The Liberal Democrats, meanwhile, warned that the plan to freeze tax thresholds would affect 9 million earners by 2030 by dragging them into higher tax bands, and said ordinary people were being “milked for their hard-earned cash”.

At the same time, Reeves is coming under attack from the left, with the Green party leader, Zack Polanski, and the Unite general secretary, Sharon Graham, pressing her to go further with a more substantial wealth tax. Graham said neither Reeves not Keir Starmer should stay in post if the budget was not Labour enough, by hitting either working people or those who are sick and cannot work rather than the richest in society.

As she seeks to head off criticism, Reeves will say she plans to bring in an extra £1.2bn in savings by identifying incorrect universal credit payments up to 2031.

A Treasury source said: “We will never tolerate fraud, error or waste in the welfare system – every pound of taxpayers’ money should be spent with the same care with which working people spend their own money.

“That’s why the chancellor is doubling down on this next week – extending targeted case reviews to save taxpayers billions and ensure help goes to those who genuinely need it, and safeguard taxpayers’ money so it can be invested in the public services we all deserve.”

The government is also freezing rail fares and prescription fees, as well as moving to take some levies off electricity bills, at the same time as bringing in billions in tax rises.

Some of the tax rises Reeves is likely to opt for include:

  • Freezing income tax thresholds for an extra two years to 2030, bringing more people into higher tax bands as wages rise.

  • Making salary sacrifice schemes less generous, including those for pension contributions.

  • A pay-per-mile scheme on electric cars to help fill the tax gap from petrol duty as more people opt for green vehicles.

  • Bringing in higher tax on the most expensive properties, including a surcharge on the highest-value houses. The surcharge will reportedly be targeted at homes worth more than £2m, after worries that a lower £1.5m threshold would hit too many in the south-east.

Whitehall sources said the chancellor was unlikely to attempt further big savings on the welfare bill in the budget, after scaling back cuts to disability benefits in the face of a huge Labour revolt earlier this year.

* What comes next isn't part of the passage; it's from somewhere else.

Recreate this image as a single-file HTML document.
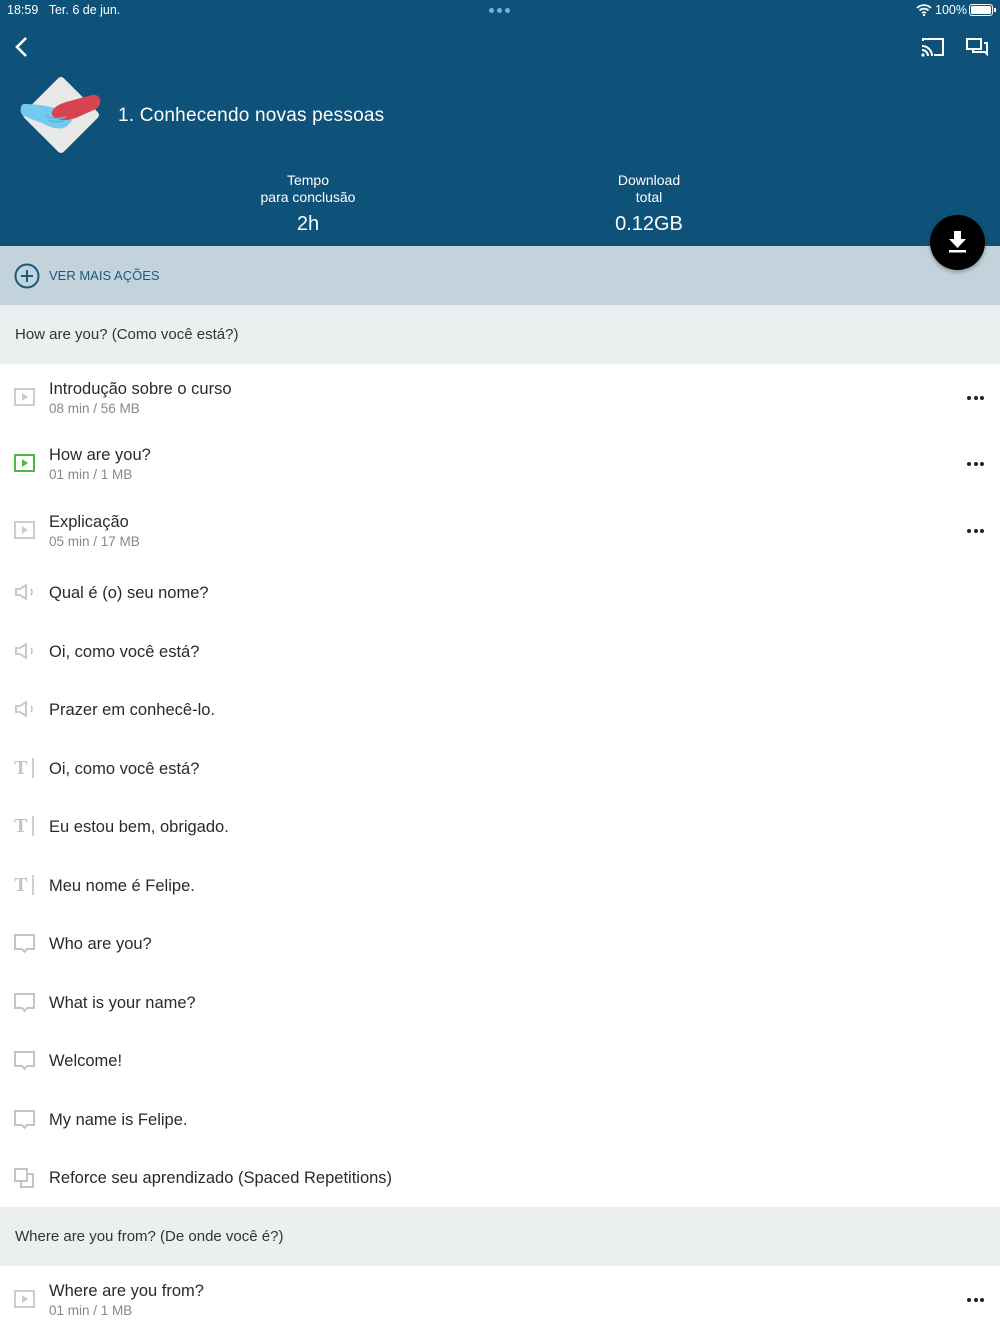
<!DOCTYPE html>
<html><head><meta charset="utf-8"><style>
*{margin:0;padding:0;box-sizing:border-box}
body{width:1000px;height:1334px;overflow:hidden;background:#fff;font-family:"Liberation Sans",sans-serif;color:#222;position:relative}
.hdr{position:absolute;left:0;top:0;width:1000px;height:246px;background:#0e5279;color:#fff}
.abs{position:absolute}
.band{position:absolute;left:0;top:246px;width:1000px;height:59px;background:#c3d3dc}
.sec{position:absolute;left:0;width:1000px;height:59px;background:#eceff0;font-size:15px;color:#333;padding-left:15px;line-height:59px}
.row{position:absolute;left:0;width:1000px}
.row .t{position:absolute;left:49px;font-size:16.5px;color:#2a2a2a}
.row .s{position:absolute;left:49px;font-size:13.5px;color:#888}
.row svg.ic{position:absolute;left:14px}
.dots{position:absolute;left:967px;width:20px;height:5px;display:flex;gap:2.5px}
.dots i{display:block;width:4px;height:4px;border-radius:2px;background:#222}
</style></head><body>
<div class="hdr">
 <div class="abs" style="left:7px;top:3px;font-size:12.5px">18:59&nbsp;&nbsp;&nbsp;Ter. 6 de jun.</div>
 <div class="abs" style="left:489px;top:8px;width:24px;height:5px;display:flex;gap:3px">
  <i style="display:block;width:5px;height:5px;border-radius:3px;background:#7fb3d5"></i><i style="display:block;width:5px;height:5px;border-radius:3px;background:#7fb3d5"></i><i style="display:block;width:5px;height:5px;border-radius:3px;background:#7fb3d5"></i></div>
 <svg class="abs" style="left:916px;top:4px" width="16" height="12" viewBox="0 0 16 12"><path d="M1 4a10 10 0 0 1 14 0M3.5 6.5a6.5 6.5 0 0 1 9 0M6 9a3 3 0 0 1 4 0" stroke="#fff" stroke-width="1.8" fill="none"/><circle cx="8" cy="11" r="1.2" fill="#fff"/></svg>
 <div class="abs" style="left:935px;top:3px;font-size:12.5px">100%</div>
 <div class="abs" style="left:969px;top:4px;width:24px;height:12px;border:1.5px solid #fff;border-radius:3px;padding:1px"><div style="background:#fff;width:100%;height:100%;border-radius:1px"></div></div>
 <div class="abs" style="left:994px;top:8px;width:2px;height:4px;background:#fff"></div>
 <svg class="abs" style="left:14px;top:36px" width="16" height="22" viewBox="0 0 16 22"><path d="M12 2L3 11l9 9" stroke="#fff" stroke-width="2.6" fill="none"/></svg>
 <svg class="abs" style="left:921px;top:37px" width="24" height="20" viewBox="0 0 24 20"><path d="M2 4V2h20v16h-9" stroke="#fff" stroke-width="2" fill="none"/><path d="M1 9a10 10 0 0 1 10 10M1 13a6 6 0 0 1 6 6" stroke="#fff" stroke-width="2" fill="none"/><circle cx="2" cy="18" r="1.6" fill="#fff"/></svg>
 <svg class="abs" style="left:965px;top:37px" width="24" height="20" viewBox="0 0 24 20"><path d="M2 2h14v10H6l-4 0z" stroke="#fff" stroke-width="2" fill="none"/><path d="M19 6h3v11l-2 -2H8v-3" stroke="#fff" stroke-width="2" fill="none"/></svg>
 <svg class="abs" style="left:18px;top:76px" width="86" height="80" viewBox="0 0 86 80">
  <rect x="15" y="11" width="56" height="56" rx="4" fill="#e8e8e8" transform="rotate(45 43 39)"/>
  <path d="M6 28c-4 0-5 10 0 12l20 8c8 4 16 6 22 3l6-6-8-10c-10-4-26-7-40-7z" fill="#74c9ee"/>
  <path d="M34 36c2-6 10-9 18-11l22-6c8-2 12 8 4 14l-18 8c-6 3-14 4-20 2-5-2-7-4-6-7z" fill="#d8434f"/>
  <path d="M28 40c6 3 14 3 20 1M30 44c6 2 12 2 16 1" stroke="#5fb3dd" stroke-width="1.5" fill="none"/>
 </svg>
 <div class="abs" style="left:118px;top:105px;font-size:19px;letter-spacing:.2px">1. Conhecendo novas pessoas</div>
 <div class="abs" style="left:208px;top:172px;width:200px;text-align:center;font-size:14px;line-height:17px">Tempo<br>para conclusão</div>
 <div class="abs" style="left:208px;top:213px;width:200px;text-align:center;font-size:20px">2h</div>
 <div class="abs" style="left:549px;top:172px;width:200px;text-align:center;font-size:14px;line-height:17px">Download<br>total</div>
 <div class="abs" style="left:549px;top:213px;width:200px;text-align:center;font-size:20px">0.12GB</div>
</div>
<div class="band">
 <svg class="abs" style="left:14px;top:17px" width="26" height="26" viewBox="0 0 26 26"><circle cx="13" cy="13" r="11.5" stroke="#1a5a7f" stroke-width="2" fill="none"/><path d="M13 7v12M7 13h12" stroke="#1a5a7f" stroke-width="2"/></svg>
 <div class="abs" style="left:49px;top:22px;font-size:13px;color:#1a5a7f">VER MAIS AÇÕES</div>
</div>
<div class="abs" style="left:930px;top:215px;width:55px;height:55px;border-radius:50%;background:#000;box-shadow:0 2px 4px rgba(0,0,0,.3)">
 <svg style="position:absolute;left:17px;top:15px" width="21" height="24" viewBox="0 0 21 24"><path d="M7 1h7v8h5L10.5 18 2 9h5z" fill="#fff"/><rect x="2" y="20" width="17" height="2.5" fill="#fff"/></svg>
</div>
<div class="sec" style="top:305px">How are you? (Como você está?)</div>

<div class="row" style="top:364px;height:66px"><svg class="ic" style="top:24px" width="21" height="18"><rect x="1" y="1" width="19" height="16" fill="none" stroke="#ccc" stroke-width="2"/><path d="M8 5v8l6-4z" fill="#ccc"/></svg><div class="t" style="top:16px">Introdução sobre o curso</div><div class="s" style="top:37px">08 min / 56 MB</div><div class="dots" style="top:32px"><i></i><i></i><i></i></div></div>
<div class="row" style="top:430px;height:67px"><svg class="ic" style="top:24px" width="21" height="18"><rect x="1" y="1" width="19" height="16" fill="none" stroke="#4cb944" stroke-width="2"/><path d="M8 5v8l6-4z" fill="#4cb944"/></svg><div class="t" style="top:16px">How are you?</div><div class="s" style="top:37px">01 min / 1 MB</div><div class="dots" style="top:32px"><i></i><i></i><i></i></div></div>
<div class="row" style="top:497px;height:66px"><svg class="ic" style="top:24px" width="21" height="18"><rect x="1" y="1" width="19" height="16" fill="none" stroke="#ccc" stroke-width="2"/><path d="M8 5v8l6-4z" fill="#ccc"/></svg><div class="t" style="top:16px">Explicação</div><div class="s" style="top:37px">05 min / 17 MB</div><div class="dots" style="top:32px"><i></i><i></i><i></i></div></div>

<div class="row" style="top:563px"><svg class="ic" style="top:20px" width="22" height="18"><path d="M2 6h4l6-4v14l-6-4H2z" fill="none" stroke="#c4c4c4" stroke-width="1.8"/><path d="M17 6q2 3 0 6" stroke="#c4c4c4" stroke-width="1.5" fill="none"/></svg><div class="t" style="top:21px">Qual é (o) seu nome?</div></div>
<div class="row" style="top:621.5px"><svg class="ic" style="top:20px" width="22" height="18"><path d="M2 6h4l6-4v14l-6-4H2z" fill="none" stroke="#c4c4c4" stroke-width="1.8"/><path d="M17 6q2 3 0 6" stroke="#c4c4c4" stroke-width="1.5" fill="none"/></svg><div class="t" style="top:21px">Oi, como você está?</div></div>
<div class="row" style="top:680px"><svg class="ic" style="top:20px" width="22" height="18"><path d="M2 6h4l6-4v14l-6-4H2z" fill="none" stroke="#c4c4c4" stroke-width="1.8"/><path d="M17 6q2 3 0 6" stroke="#c4c4c4" stroke-width="1.5" fill="none"/></svg><div class="t" style="top:21px">Prazer em conhecê-lo.</div></div>

<div class="row" style="top:738.5px"><div class="abs" style="left:14px;top:18px;font-family:'Liberation Serif',serif;font-size:20px;color:#c4c4c4;font-weight:bold">T</div><div class="abs" style="left:32px;top:19px;width:2px;height:20px;background:#d0d0d0"></div><div class="t" style="top:21px">Oi, como você está?</div></div>
<div class="row" style="top:797px"><div class="abs" style="left:14px;top:18px;font-family:'Liberation Serif',serif;font-size:20px;color:#c4c4c4;font-weight:bold">T</div><div class="abs" style="left:32px;top:19px;width:2px;height:20px;background:#d0d0d0"></div><div class="t" style="top:21px">Eu estou bem, obrigado.</div></div>
<div class="row" style="top:855.5px"><div class="abs" style="left:14px;top:18px;font-family:'Liberation Serif',serif;font-size:20px;color:#c4c4c4;font-weight:bold">T</div><div class="abs" style="left:32px;top:19px;width:2px;height:20px;background:#d0d0d0"></div><div class="t" style="top:21px">Meu nome é Felipe.</div></div>

<div class="row" style="top:914px"><svg class="ic" style="top:20px" width="22" height="20"><path d="M1 1h19v14H13l-2.5 3L8 15H1z" fill="none" stroke="#c4c4c4" stroke-width="2"/></svg><div class="t" style="top:21px">Who are you?</div></div>
<div class="row" style="top:972.5px"><svg class="ic" style="top:20px" width="22" height="20"><path d="M1 1h19v14H13l-2.5 3L8 15H1z" fill="none" stroke="#c4c4c4" stroke-width="2"/></svg><div class="t" style="top:21px">What is your name?</div></div>
<div class="row" style="top:1031px"><svg class="ic" style="top:20px" width="22" height="20"><path d="M1 1h19v14H13l-2.5 3L8 15H1z" fill="none" stroke="#c4c4c4" stroke-width="2"/></svg><div class="t" style="top:21px">Welcome!</div></div>
<div class="row" style="top:1089.5px"><svg class="ic" style="top:20px" width="22" height="20"><path d="M1 1h19v14H13l-2.5 3L8 15H1z" fill="none" stroke="#c4c4c4" stroke-width="2"/></svg><div class="t" style="top:21px">My name is Felipe.</div></div>
<div class="row" style="top:1148px"><svg class="ic" style="top:20px" width="22" height="20"><rect x="1" y="1" width="12" height="12" fill="none" stroke="#c4c4c4" stroke-width="2"/><path d="M13 6h6v13H7v-6" fill="none" stroke="#c4c4c4" stroke-width="2"/></svg><div class="t" style="top:21px">Reforce seu aprendizado (Spaced Repetitions)</div></div>

<div class="sec" style="top:1207px">Where are you from? (De onde você é?)</div>
<div class="row" style="top:1266px;height:68px"><svg class="ic" style="top:24px" width="21" height="18"><rect x="1" y="1" width="19" height="16" fill="none" stroke="#ccc" stroke-width="2"/><path d="M8 5v8l6-4z" fill="#ccc"/></svg><div class="t" style="top:16px">Where are you from?</div><div class="s" style="top:37px">01 min / 1 MB</div><div class="dots" style="top:32px"><i></i><i></i><i></i></div></div>
</body></html>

Reeves has explored the possibility of cuts to the Motability scheme, which allows claimants to use their personal independence payment towards new cars, but disability groups have warned of severe consequences if she goes ahead with the scale of changes that have been floated.

Reeves signalled in an article for the Sunday Times this weekend that she was still committed to “reform” of the welfare system. However, this is not likely to take place until after recommendations from the Labour minister Stephen Timms’s review of disability benefits, and the former cabinet minister Alan Milburn’s review of young people not in employment, both due later next year.

Milburn said this weekend there should be “no no-go areas” when it came to reform of the benefits system, and he has previously said the UK cannot afford to back off from changes to welfare.

Reeves said her budget, which must fill a £20bn fiscal hole, would focus on helping people with the cost of living and would target inflation.

The Treasury said the budget would confirm a rise in state pensions worth more than £550 a year, an extra £120 compared with the amount they would have increased by if they had been uprated by inflation, because of Labour’s commitment to the triple lock. The government is seeking to rebuild trust with older voters after infuriating many by removing the winter fuel allowance and then making a partial U-turn.

Reeves said: “Whether it’s our commitment to the triple lock or to rebuilding our NHS to cut waiting lists, we’re supporting pensioners to give them the security in retirement they deserve.”

The chancellor had spoken out in the run-up to the budget, saying she is “sick of people mansplaining how to be chancellor” after weeks of criticism from the right and left.

Starmer defended his chancellor, saying women in public life faced more abuse than men. The prime minister said he was proud to have appointed Britain’s first ever female chancellor, adding that she and other women in politics and the media get attacked more frequently than their male colleagues.

“I’m really proud to have the first female chancellor ever. I’m really proud that we’ve got a female chancellor who’s doing a really good job,” he said. “I strongly believe that women in public life get much more criticism and abuse than men. That is in politics, but it’s also across a number of other areas – I’d also say the media, frankly – and I think we need to acknowledge that.”